Il professor Giuliano Noci, prorettore del Politecnico di Milano

IMPARIAMO A CONOSCERE LA CINA COSI’ CAPIREMO COME INTERAGIRE

Giuliano Noci, prorettore del Politecnico di Milano: “Il nostro approccio è troppo frammentato, inefficace. I politici devono studiare e capire di più questo Paese”

La Cina sta diventando il principale mercato mondiale, in ogni settore. L’Italia guarda con crescente interesse a questo gigante, ma lo fa da una posizione di inferiorità – dati alla mano, come vedremo – e senza un adeguato metodo, soprattutto culturale. Nell’interscambio commerciale, ad agosto 2021 l’Italia importava dalla Cina beni per quasi 24 miliardi di euro mentre ne esportava verso Pechino poco oltre i 10 miliardi (erano stati circa 13 nel 2018). Il disavanzo è palese e c’è parecchio da fare. Ne parliamo con il professor Giuliano Noci, prorettore del Politecnico di Milano, professore ordinario di marketing e inoltre amministratore delegato di Polimilano Educational Consulting Ltd – società creata dall’Ateneo milanese per realizzare progetti di formazione post graduate e trasferimento tecnologico in Cina.

Professor Noci, è possibile essere amici della Cina?

Mettiamoci d’accordo su ciò che vogliamo intendere per amicizia. Un amico è colui che dice la verità, non chi vuole che facciamo le cose che lui ci dice, ma vuole confrontarsi con franchezza.
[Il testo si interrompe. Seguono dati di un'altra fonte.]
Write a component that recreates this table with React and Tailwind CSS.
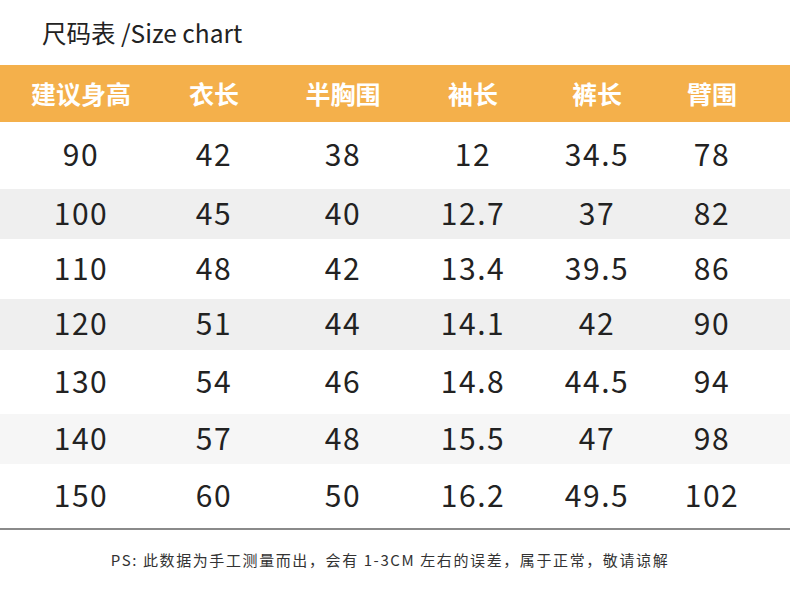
const headers = ['建议身高', '衣长', '半胸围', '袖长', '裤长', '臂围'];

const rows = [
    { h: 'h-[67px]', bg: 'bg-white', cells: ['90', '42', '38', '12', '34.5', '78'] },
    { h: 'h-[50px]', bg: 'bg-[#efefef]', cells: ['100', '45', '40', '12.7', '37', '82'] },
    { h: 'h-[60px]', bg: 'bg-white', cells: ['110', '48', '42', '13.4', '39.5', '86'] },
    { h: 'h-[51px]', bg: 'bg-[#efefef]', cells: ['120', '51', '44', '14.1', '42', '90'] },
    { h: 'h-[64px]', bg: 'bg-white', cells: ['130', '54', '46', '14.8', '44.5', '94'] },
    { h: 'h-[50px]', bg: 'bg-[#f6f6f6]', cells: ['140', '57', '48', '15.5', '47', '98'] },
    { h: 'h-[64px]', bg: 'bg-white', cells: ['150', '60', '50', '16.2', '49.5', '102'] },
];

const cols = 'grid grid-cols-[162px_104px_154px_106px_142px_88px_1fr]';

const App = () => {
    return (
        <div className="w-[790px] h-[611px] bg-white text-[#222] font-['Noto_Sans_CJK_SC','Noto_Sans',sans-serif] overflow-hidden">
            {/* Title */}
            <div className="h-[65px] flex items-center pl-[42px] pt-[2px] text-[24.5px] leading-none">
                尺码表 /Size chart
            </div>

            {/* Header band */}
            <div className={`${cols} h-[57px] items-center bg-[#f4b04b] text-white text-[25px] font-bold`}>
                {headers.map((h) => (
                    <div key={h} className="text-center leading-none">{h}</div>
                ))}
                <div />
            </div>

            {/* Body */}
            {rows.map((r, i) => (
                <div key={i} className={`${cols} ${r.h} ${r.bg} items-center text-[30px]`}>
                    {r.cells.map((c, j) => (
                        <div key={j} className="text-center leading-none tracking-[1.5px] pb-[5px]">{c}</div>
                    ))}
                    <div />
                </div>
            ))}
            <div className="h-[2px] bg-[#8a8a8a]" />

            {/* Footnote */}
            <div className="pt-[22px] text-center text-[15px] tracking-[1.6px] text-[#333] leading-none pr-[10px]">
                PS: 此数据为手工测量而出，会有 1-3CM 左右的误差，属于正常，敬请谅解
            </div>
        </div>
    );
};

export default App;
Sul piano commerciale, occorre simmetria, un atteggiamento di rispetto ed egualitario.

Sul piano commerciale come vanno le cose?

Non sempre bene. Per esempio, sui prodotti alimentari abbiamo grossi problemi, ci creano non poche difficoltà per esportarli verso la Cina. Rendono complicato l’accesso ai vari mercati, anche nella chimica per fare un altro esempio. Va bene il settore lusso: il 50% della domanda dei beni del lusso, in ambito mondiale, viene dalla Cina.

Ma allora lo sguardo della Cina nei confronti dell’Italia è un po’ supponente?

Niente affatto. Guardi, la Cina è la più antica cultura in assoluto del pianeta e hanno una grande ammirazione per il nostro Paese perché gli riconoscono un patrimonio culturale e storico ineguagliabile, invidiato da molte altre nazioni. Un tale atteggiamento che non hanno nei confronti degli Usa, perché lo ritengono un Paese senza storia, troppo giovane.

Cosa bisogna fare per migliorare i rapporti commerciali con questa grande nazione?

Prima di tutto, i vari attori che si avvicinano alla Cina dovrebbero imparare a conoscerla. In Italia ci sono i singoli ministri che vanno a negoziare in rappresentanza del proprio dicastero e questo non  va bene. Bisogna presentarsi non con un singolo progetto ma con un pacchetto che contempli molteplici proposte. Ripeto: i nostri politici, troppi, si muovono senza sapere nulla. Invece per un Paese a export netto come il nostro la conoscenza di quel mercato è fondamentale, ma i nostri politici si comportano come se trattassero con un interlocutore statunitense.

Cosa suggerisce come intervento immediato, al di là di una maggiore conoscenza della Cina?

Evitare di fare il gioco dei cinesi, cioè di frammentarci nelle negoziazioni. Sei vai a prenderli a uno a uno non hai forza. Ad esempio, se si deve negoziare una commessa sui voli aerei e ti presenti con Ena e Enac, sia detto con tutto il rispetto, perdi immediatamente perché loro hanno strutture cento volte più grandi delle nostre. La Cina deve fare 100 aeroporti nei prossimi 10 anni, devono acquistare migliaia di aerei. Allora bisogna impostare la trattativa  proponendo un pacchetto che contempli anche la possibilità, da parte loro, di un maggior utilizzo dei nostri porti. Questo sempre a titolo esemplificativo. In altri termini: bisogna raggiungere un bilanciamento di interessi, invece da noi c’è frammentarietà, ci si scontra sempre con un Dna italico discontinuo, campanilistico, oserei dire, mentre loro hanno una visione integrata. Dobbiamo conseguirla anche noi.